Natilia James, 19, suffers from fetal alcohol syndrome and has a mental age of about five reported the Kamloops Daily News (June 14, 2007) on the court proceedings that followed her June arrest with 16 other sex-trade workers. “When the time came to impose a sentence, (Judge Stella) Frame stopped speaking, as if momentarily lost for words, as if suddenly overwhelmed by the circumstances of an offender without much hope. Her hand came to her mouth, then to her eyes as she broke into tears. She left the bench, saying she needed a break,” wrote Robert Koopmans.

Bob Hughes, executive director of the ASK Wellness Center, says, “She (Natilia James) represents why we need something done. This is unacceptable. She is barely able to function in society. She doesn’t deserve to be in jail. She is not a criminal. She is a social disaster!”

The ASK Wellness Centre provides support for persons with HIV and hepatitis C, and to the people in the community who are marginalized: sex-trade workers, people with mental health problems, drug addicts and homeless people.
The window in Hughes’ office overlooks Tranquille Road. With a $750,000 a year budget his staff of outreach workers is in contact with most of the road’s marginalized, doing everything from needle exchange to finding food, shelter and health care.

Kamloops has become a big city with big city problems. According to the RCMP, the city is home to 55 known sex-trade workers. But depending on the time of year this number can rise as high as 80 to 90 as prostitutes from elsewhere arrive, work the streets for a while and then move on.

On one particular day, says Hughes, an outreach worker picked up 50 needles in the alley, went back three hours later and picked up 50 more. But he doesn’t think rounding up prostitutes and throwing them in jail solves the problems of the women themselves, or the community as a whole.
“Women who are picked up as sex-trade workers — should they be pushed through the criminal justice system or a health-care system?” asks Hughes. “Well I would believe, based on my knowledge of this community, that people are in favour of assistance and help.”

New Hope

Arjun Singh, an energetic, Kamloops city councilor is talking so fast he’s out of breath. “We don’t have enough social housing, we have wait lists. We don’t have enough detox opportunities.”
He’s part of a group looking at the North Shore Improvement Plan and the recent debate of sex trade in the area and says, “We are at a crossroads. We have ladies on the street who don’t want to be there, defiling themselves, and it’s affecting our community.”

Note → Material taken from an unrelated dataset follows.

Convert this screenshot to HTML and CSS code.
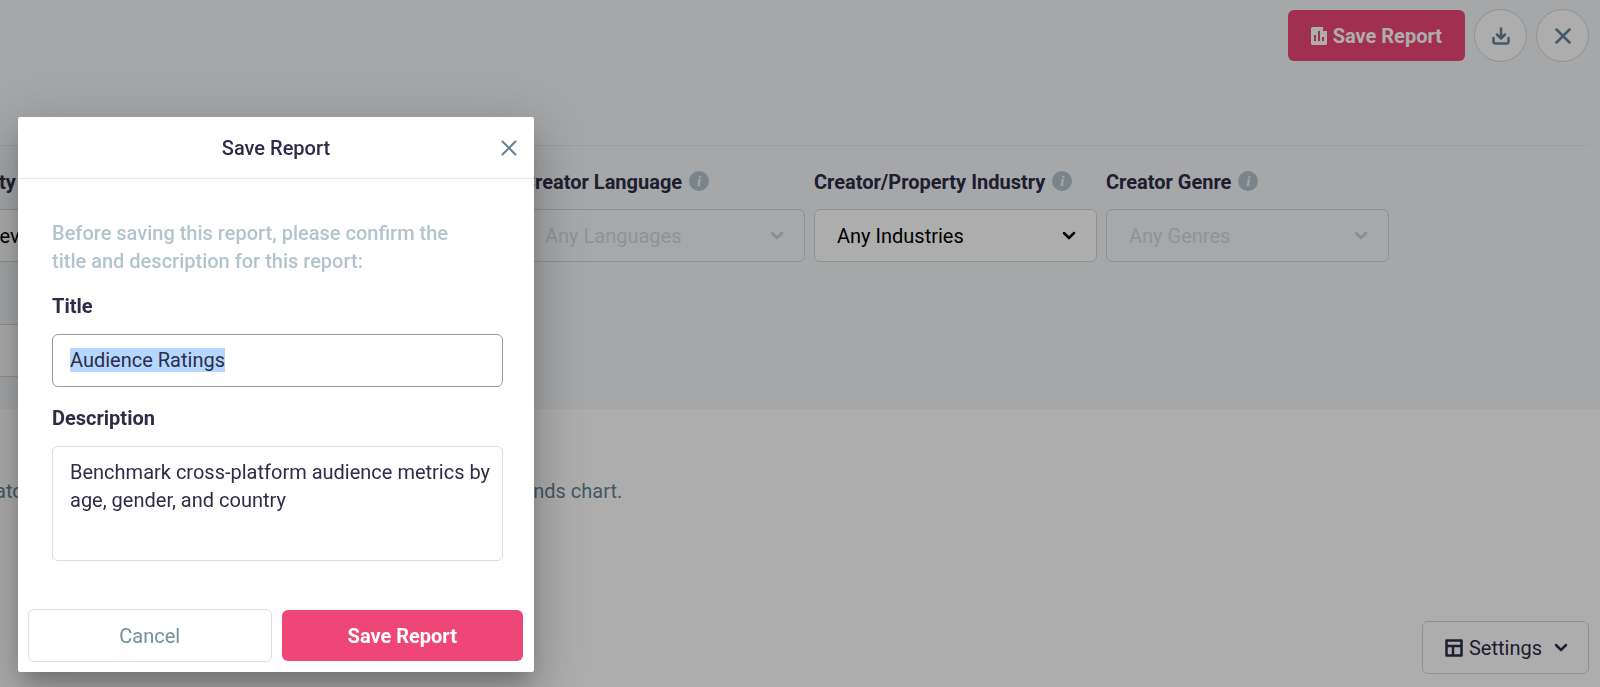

But getting help to sex-trade workers and others with drug addictions is a complex task. “People’s initial need is for safety and some supportive place to live,” says Carol Savage, manager of Addiction and Residential Services for Interior Health.

When it comes to dealing with addiction problems Savage operates on the housing first idea and right now she says “its bleak.... Landlords can have pretty high standards in what they will accept in their lower rent housing, so the people who are really struggling, who are difficult, who go in and out doing drug runs, they are having a really hard time right now.”

The rental housing vacancy rate in Kamloops was 0.5 per cent in April 2007 according to Canada Mortgage and Housing Corporation’s Rental Market Statistics Spring 2007 report, and the average rental rate for a bachelor suite was $513.

Savage is part of the Kamloops Initiative Project, which involves BC Housing, social agencies, the RCMP, Interior Health, the NSBIA and others working to come up with a plan to help both the community and the sex-trade workers and other marginalized groups.

The John Howard Society is building Georgian Court, a new low cost housing project on Fortune Drive. Construction started July 23 of this year and the building is expected to be ready for tenants Aug. 15, 2008. Of the $7.9 million budget, the John Howard Society contributed $870,000. Georgian Court is a 48-unit complex made up of one-bedroom suites. Ten of the apartments will be fully furnished by the society.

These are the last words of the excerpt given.